DATASET ROWS:
[Begin]
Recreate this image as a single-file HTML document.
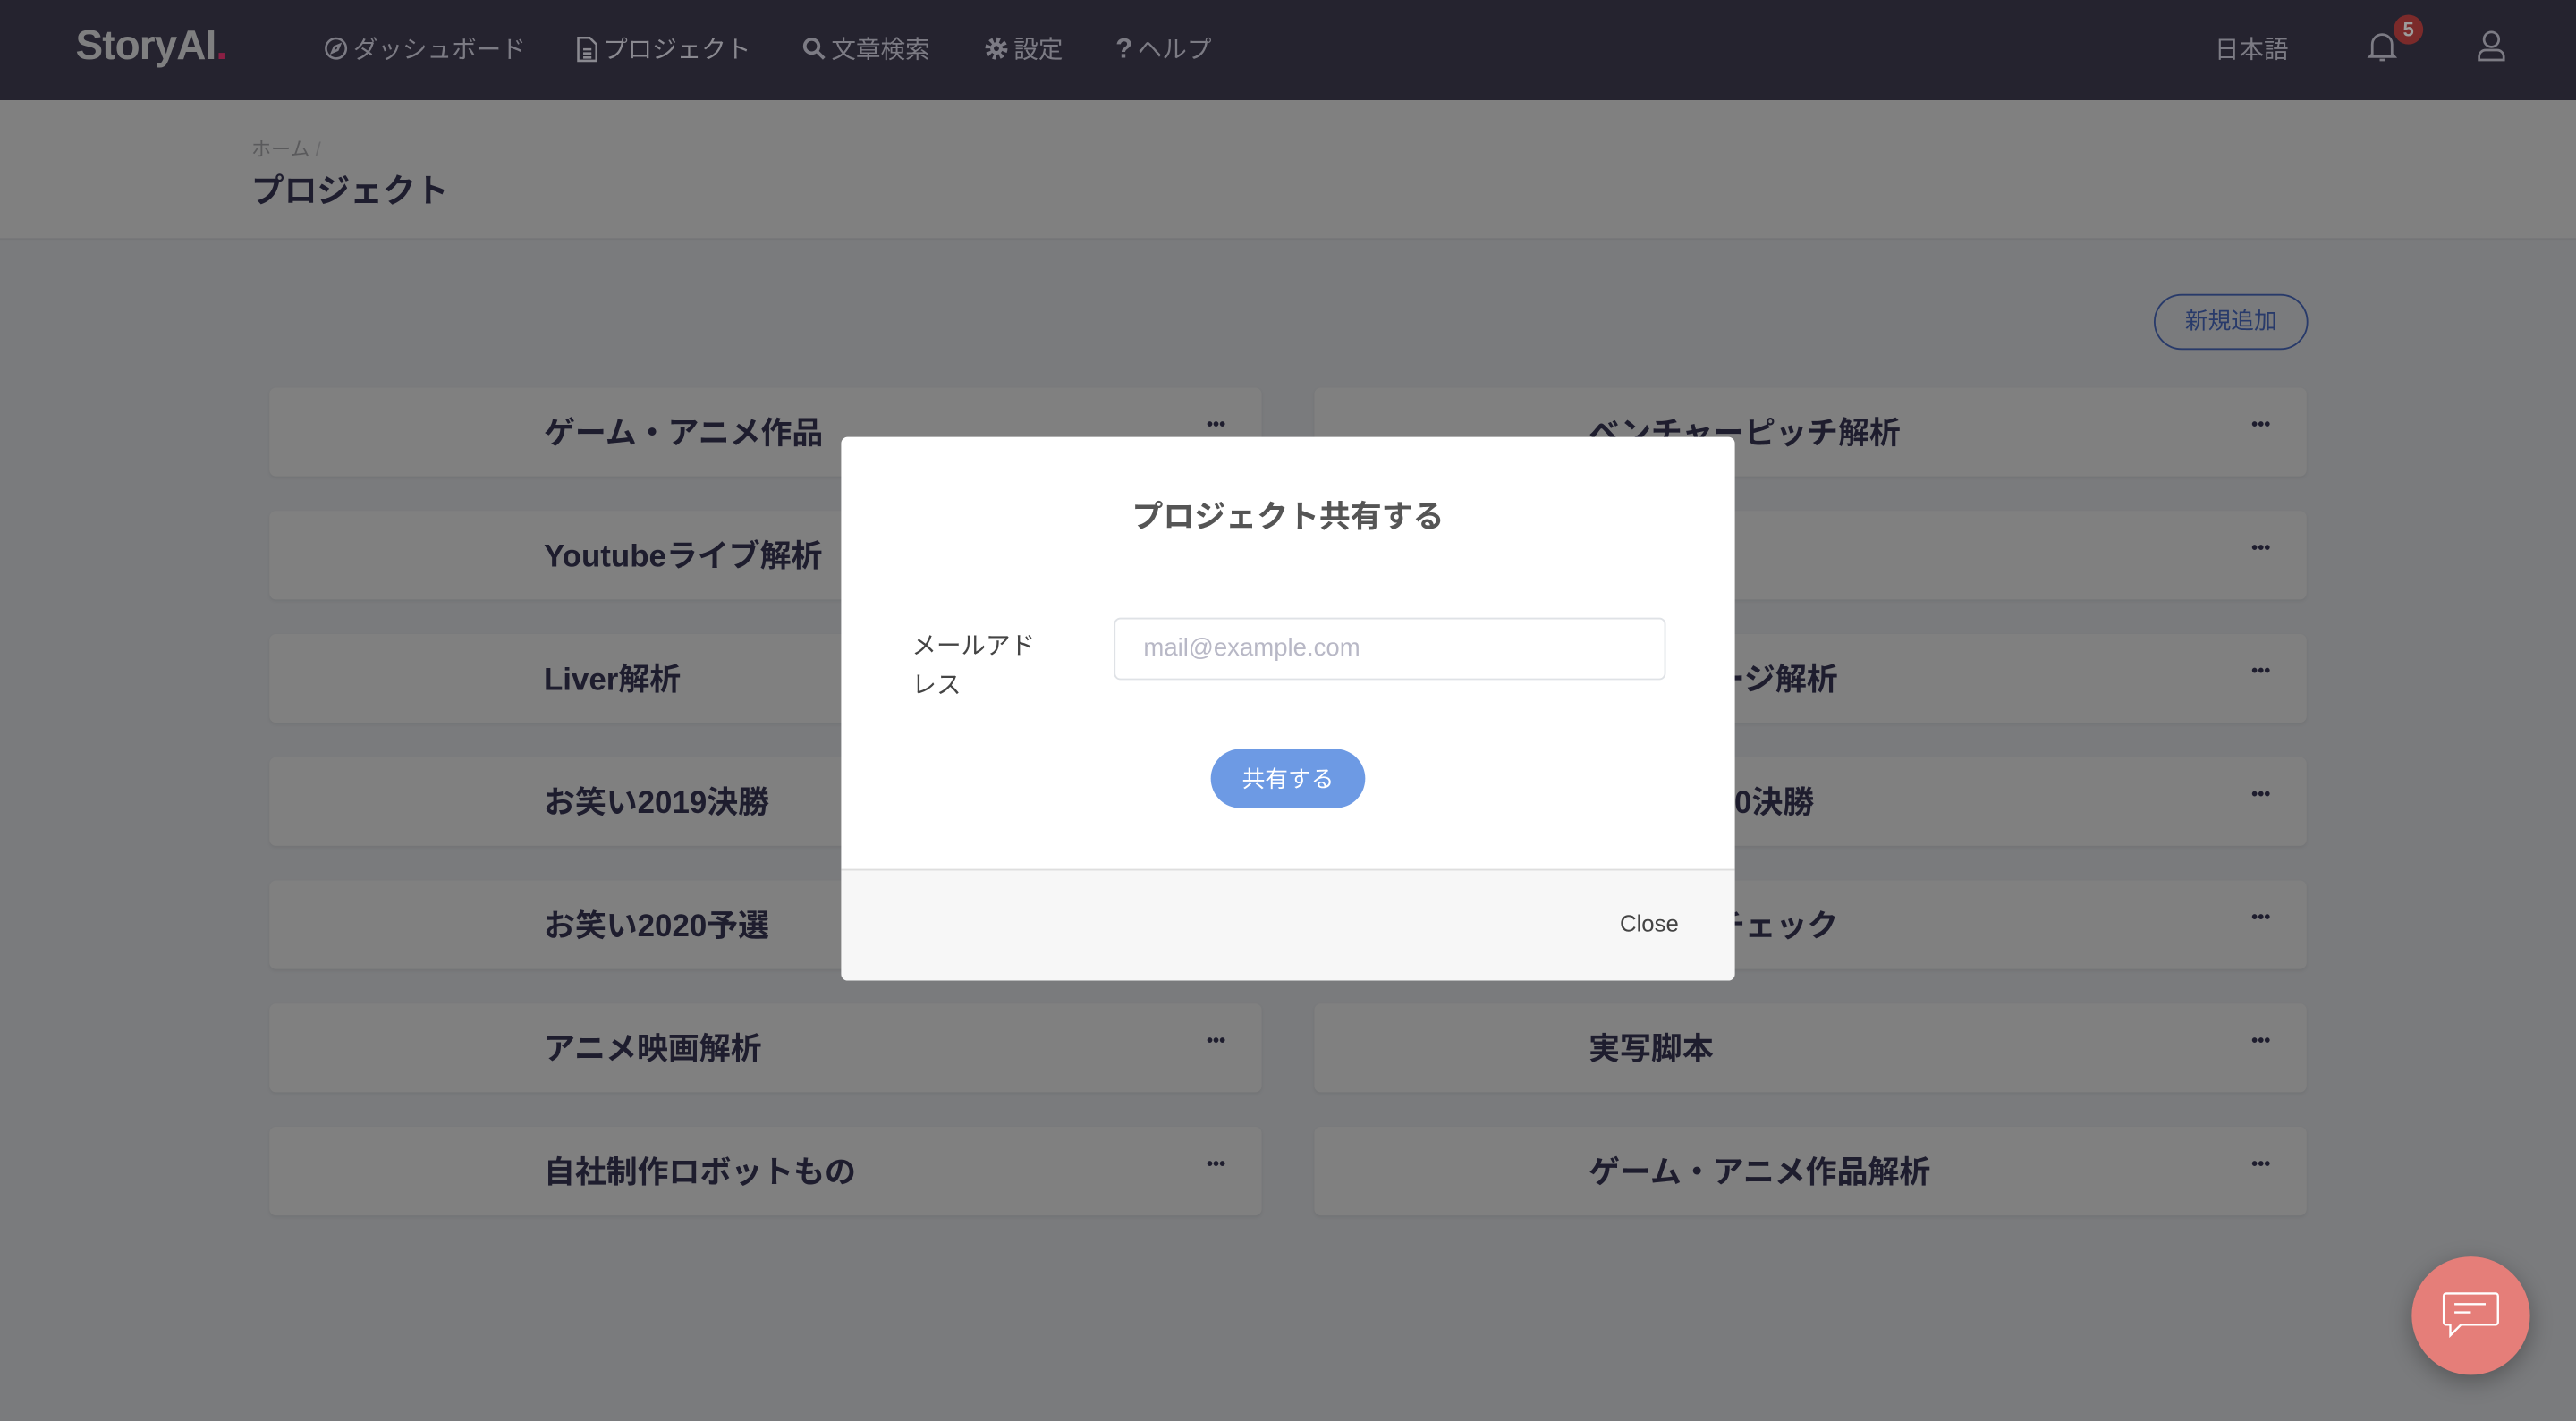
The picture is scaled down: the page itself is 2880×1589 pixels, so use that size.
[End]
[Begin]
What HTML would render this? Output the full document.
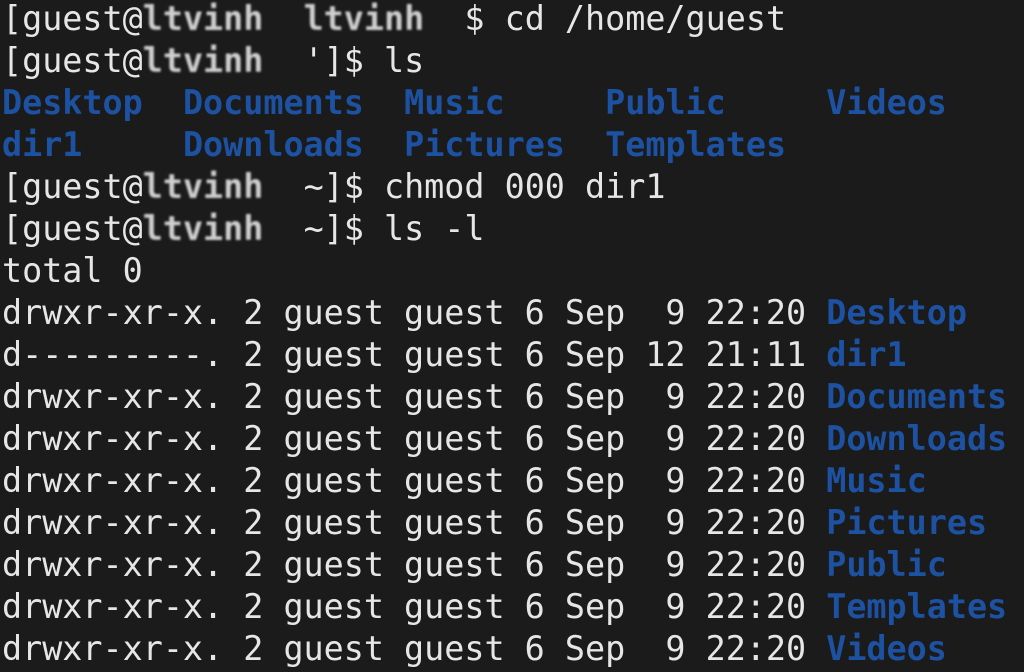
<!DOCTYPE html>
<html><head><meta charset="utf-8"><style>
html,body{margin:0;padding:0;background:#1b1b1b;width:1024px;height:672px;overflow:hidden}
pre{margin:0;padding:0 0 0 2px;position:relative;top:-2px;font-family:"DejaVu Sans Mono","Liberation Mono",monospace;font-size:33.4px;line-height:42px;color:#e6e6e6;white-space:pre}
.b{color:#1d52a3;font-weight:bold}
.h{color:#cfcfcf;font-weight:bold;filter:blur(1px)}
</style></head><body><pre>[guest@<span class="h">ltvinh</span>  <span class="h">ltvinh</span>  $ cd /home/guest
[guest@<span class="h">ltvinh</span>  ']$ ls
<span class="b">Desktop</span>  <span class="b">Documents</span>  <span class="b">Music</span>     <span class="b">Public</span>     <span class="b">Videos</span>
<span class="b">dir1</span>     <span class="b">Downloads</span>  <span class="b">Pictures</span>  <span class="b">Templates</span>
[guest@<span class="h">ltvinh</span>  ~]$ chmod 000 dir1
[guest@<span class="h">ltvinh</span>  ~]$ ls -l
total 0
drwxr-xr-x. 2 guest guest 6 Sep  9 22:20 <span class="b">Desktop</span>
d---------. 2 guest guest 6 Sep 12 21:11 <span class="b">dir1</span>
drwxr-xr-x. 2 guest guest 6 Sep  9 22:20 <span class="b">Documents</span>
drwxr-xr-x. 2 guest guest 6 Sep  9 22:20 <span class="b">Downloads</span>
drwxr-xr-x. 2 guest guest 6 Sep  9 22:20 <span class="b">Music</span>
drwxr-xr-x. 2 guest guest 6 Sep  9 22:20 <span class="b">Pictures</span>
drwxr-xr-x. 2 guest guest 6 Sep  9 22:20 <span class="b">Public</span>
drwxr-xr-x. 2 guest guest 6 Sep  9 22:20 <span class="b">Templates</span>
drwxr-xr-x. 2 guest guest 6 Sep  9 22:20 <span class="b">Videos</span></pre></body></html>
[End]
[Begin]
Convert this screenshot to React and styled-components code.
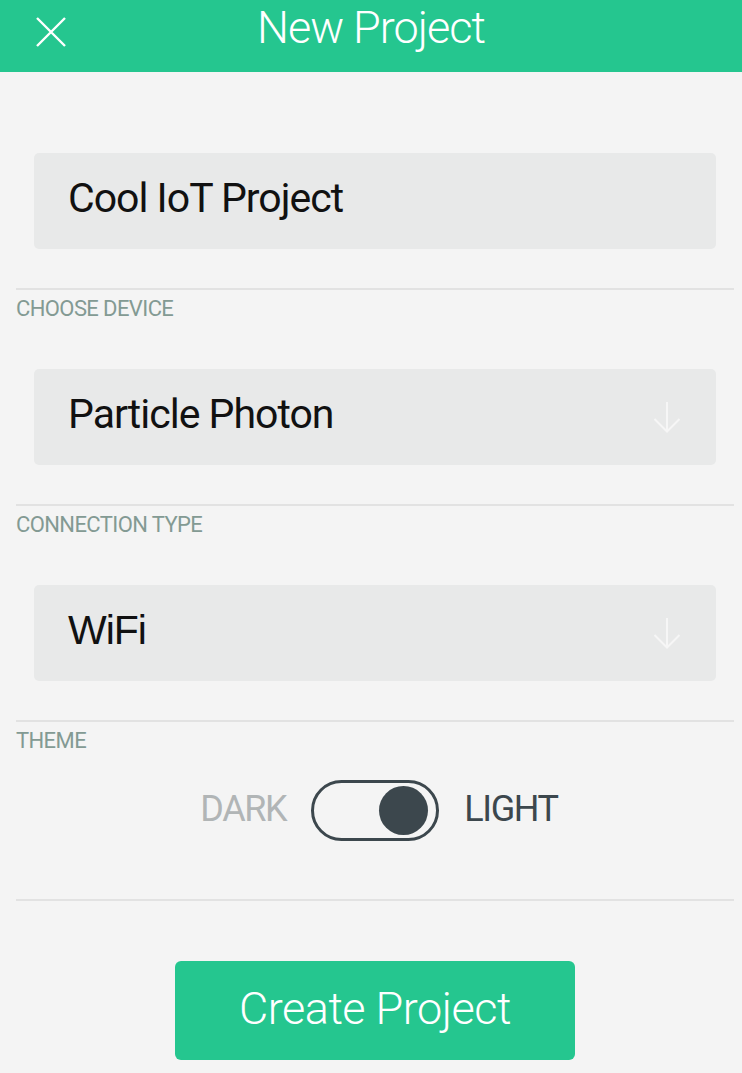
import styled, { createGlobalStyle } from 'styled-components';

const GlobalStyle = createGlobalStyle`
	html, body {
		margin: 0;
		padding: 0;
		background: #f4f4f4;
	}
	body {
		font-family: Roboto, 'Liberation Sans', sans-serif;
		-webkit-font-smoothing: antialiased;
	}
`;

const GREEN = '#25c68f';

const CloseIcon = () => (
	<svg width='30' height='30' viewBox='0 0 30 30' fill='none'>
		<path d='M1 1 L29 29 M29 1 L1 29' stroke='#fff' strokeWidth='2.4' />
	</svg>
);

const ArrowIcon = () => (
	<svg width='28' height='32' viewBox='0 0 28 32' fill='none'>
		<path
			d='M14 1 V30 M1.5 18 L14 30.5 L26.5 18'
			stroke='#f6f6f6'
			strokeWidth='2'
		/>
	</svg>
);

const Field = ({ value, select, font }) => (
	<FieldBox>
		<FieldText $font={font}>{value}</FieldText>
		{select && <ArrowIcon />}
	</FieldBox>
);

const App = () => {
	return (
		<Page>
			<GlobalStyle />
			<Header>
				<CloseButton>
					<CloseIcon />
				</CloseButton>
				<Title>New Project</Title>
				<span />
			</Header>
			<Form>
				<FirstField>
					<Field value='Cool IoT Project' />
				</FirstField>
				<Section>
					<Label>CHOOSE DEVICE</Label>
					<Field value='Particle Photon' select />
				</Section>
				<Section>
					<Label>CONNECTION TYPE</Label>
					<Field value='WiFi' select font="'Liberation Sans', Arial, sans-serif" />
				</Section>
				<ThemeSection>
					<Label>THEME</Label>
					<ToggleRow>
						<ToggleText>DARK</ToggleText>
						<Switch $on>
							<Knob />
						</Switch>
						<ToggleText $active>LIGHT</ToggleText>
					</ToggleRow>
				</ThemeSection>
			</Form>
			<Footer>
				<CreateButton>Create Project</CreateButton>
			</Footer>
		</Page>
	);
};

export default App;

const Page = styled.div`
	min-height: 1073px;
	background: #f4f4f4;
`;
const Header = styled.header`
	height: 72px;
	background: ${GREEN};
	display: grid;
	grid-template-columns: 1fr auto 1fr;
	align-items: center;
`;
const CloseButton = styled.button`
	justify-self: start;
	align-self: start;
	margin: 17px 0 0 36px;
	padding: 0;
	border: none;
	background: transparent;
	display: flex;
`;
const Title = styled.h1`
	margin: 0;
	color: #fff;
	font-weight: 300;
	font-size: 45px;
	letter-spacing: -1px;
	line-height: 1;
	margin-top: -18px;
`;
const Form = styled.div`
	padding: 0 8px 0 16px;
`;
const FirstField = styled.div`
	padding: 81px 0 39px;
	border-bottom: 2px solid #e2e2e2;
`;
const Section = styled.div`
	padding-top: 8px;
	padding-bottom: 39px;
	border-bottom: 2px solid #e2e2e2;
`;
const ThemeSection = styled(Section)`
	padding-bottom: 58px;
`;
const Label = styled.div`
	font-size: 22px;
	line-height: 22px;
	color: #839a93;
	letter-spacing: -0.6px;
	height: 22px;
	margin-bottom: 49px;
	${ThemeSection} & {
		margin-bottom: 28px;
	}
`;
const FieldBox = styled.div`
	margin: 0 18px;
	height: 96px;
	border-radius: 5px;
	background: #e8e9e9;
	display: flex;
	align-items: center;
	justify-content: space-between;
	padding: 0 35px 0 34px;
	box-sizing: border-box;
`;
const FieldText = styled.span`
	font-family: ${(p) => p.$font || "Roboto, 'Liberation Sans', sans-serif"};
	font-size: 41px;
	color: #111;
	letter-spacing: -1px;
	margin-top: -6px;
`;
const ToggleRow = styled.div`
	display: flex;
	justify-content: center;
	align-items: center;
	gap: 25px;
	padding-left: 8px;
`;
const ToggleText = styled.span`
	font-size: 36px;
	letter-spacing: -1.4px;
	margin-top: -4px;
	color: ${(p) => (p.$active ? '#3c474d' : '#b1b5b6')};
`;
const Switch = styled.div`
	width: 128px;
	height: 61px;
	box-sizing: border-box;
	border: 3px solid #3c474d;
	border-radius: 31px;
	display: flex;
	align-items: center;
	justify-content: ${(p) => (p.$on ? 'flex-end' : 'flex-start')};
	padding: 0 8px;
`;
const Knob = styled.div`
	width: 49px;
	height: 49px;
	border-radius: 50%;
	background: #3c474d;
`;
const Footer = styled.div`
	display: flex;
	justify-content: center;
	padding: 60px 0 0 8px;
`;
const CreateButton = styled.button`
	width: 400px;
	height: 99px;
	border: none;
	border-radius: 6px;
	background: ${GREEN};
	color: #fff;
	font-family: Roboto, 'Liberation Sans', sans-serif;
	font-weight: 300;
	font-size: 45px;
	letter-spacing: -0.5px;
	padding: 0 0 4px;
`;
[End]
EXERCISE AIM:
Keep the pictures out, and extract only the lines that begin at the one containing "Recreate this image" and end at the one containing "The picture is", inclusive.

FINAL ANSWER:
Recreate this image as a single-file HTML document.
The picture is scaled down: the page itself is 2880×1589 pixels, so use that size.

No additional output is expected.